1. Business
February 25, 2021

Are networks too expensive for network operators?

By GlobalData Technology

BT and Telefonica, former incumbent telecom providers and network operators in the UK and Spain respectively, have both over the past 14 months begun the process of detaching their enterprise-oriented businesses from their network owning divisions. Both have created separate services-oriented divisions (DigiCo in BT’s case, Telefonica Tech for Telefonica) and both now have emphasized the fact that their services are sold independently of their network infrastructure – even network services.

Both providers have also sold network assets – BT in Germany, Spain, and Italy; Telefonica in central America. The American-based provider GTT has gone a step further and has sold off its entire global network – a significant volte face for an SP that as recently as 2018 made a major acquisition, Interoute, in order to increase its global network footprint.

Why the change?

The primary motivator is, inevitably, financial. Telefonica needs to reduce its debt burden, BT is still recovering from an accounting scandal in Italy and the impact of several unprofitable large global outsourcing contracts it sold to customers in the 2000s and 2010s, and GTT needed cash to fund a change in strategy.

GTT’s strategy change also points to the technology cause of the strategic change being made by multiple SPs. The advent of overlay networking, which uses software-based network orchestration to control traffic flows rather than technology inherent within the underlying infrastructure of the physical network, has undermined the case for owning the network infrastructure. The only way for most SPs to make money out of networks is to sell managed telecoms services rather than selling the ‘plumbing’.

Network assets for sale

However, the problem extends beyond telecoms services for businesses and impacts the next generation broadband and mobile services (and the networks they run on) that are used by both consumers and businesses alike.

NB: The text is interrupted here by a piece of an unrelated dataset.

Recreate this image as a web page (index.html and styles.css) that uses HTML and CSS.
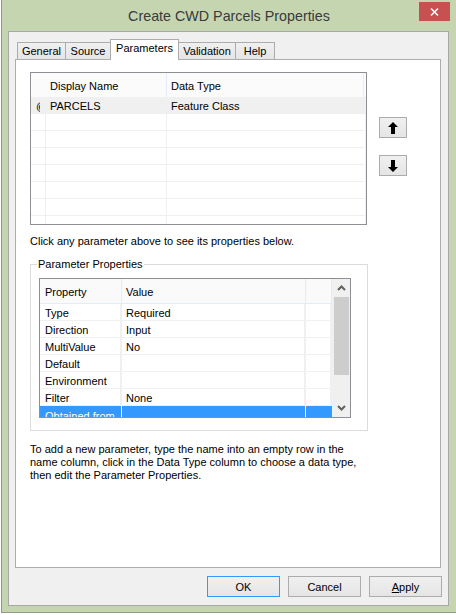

The need to fund next generation technologies such as fiber-to-the-premises broadband (FTTP – sometimes called ‘full fiber’) and 5G mobile has put a significant burden on companies, for example, BT and Telefonica. Vodafone, which runs or jointly runs national networks in multiple markets in Europe, Africa, and Asia, has also sold off network assets in markets such as New Zealand, Qatar, and Egypt. This reflects the heavy burden on Vodafone of rolling out these technologies.

On the wireless side, Vodafone has also begun the process of selling off its mobile mast infrastructure to raise capital. The cost of buying spectrum and upgrading mast sites (both the masts themselves and the wireline networks that connect them to the mobile core) for 5G will cost Vodafone billions. This is made worse by the impact of political actions against Huawei. Vodafone estimates removing the Chinese vendor’s equipment from its network will cost an additional EUR 100+ million, whilst BT has put the cost at GBP 500 million.

To make matters worse, SPs are not yet sure how they will make money from 5G. Consumers won’t necessarily pay more for 5G services whilst the use cases of the technology for enterprise customers are still being developed.

Net neutrality is an issue

An additional fly in the ointment for the SPs Is net neutrality – the principal that network operators must carry traffic from online content providers such as Netflix and Disney+ on equal terms. Recent rulings by the US courts have made net neutrality more of an issue for network operators. The increased demand for online services, something that has been exponentially accelerated by Covid-19, means that wireless and wireline networks require further investment to carry vastly increased data loads for services the network operators cannot monetize.

The net result is that networks may become too expensive for network operators.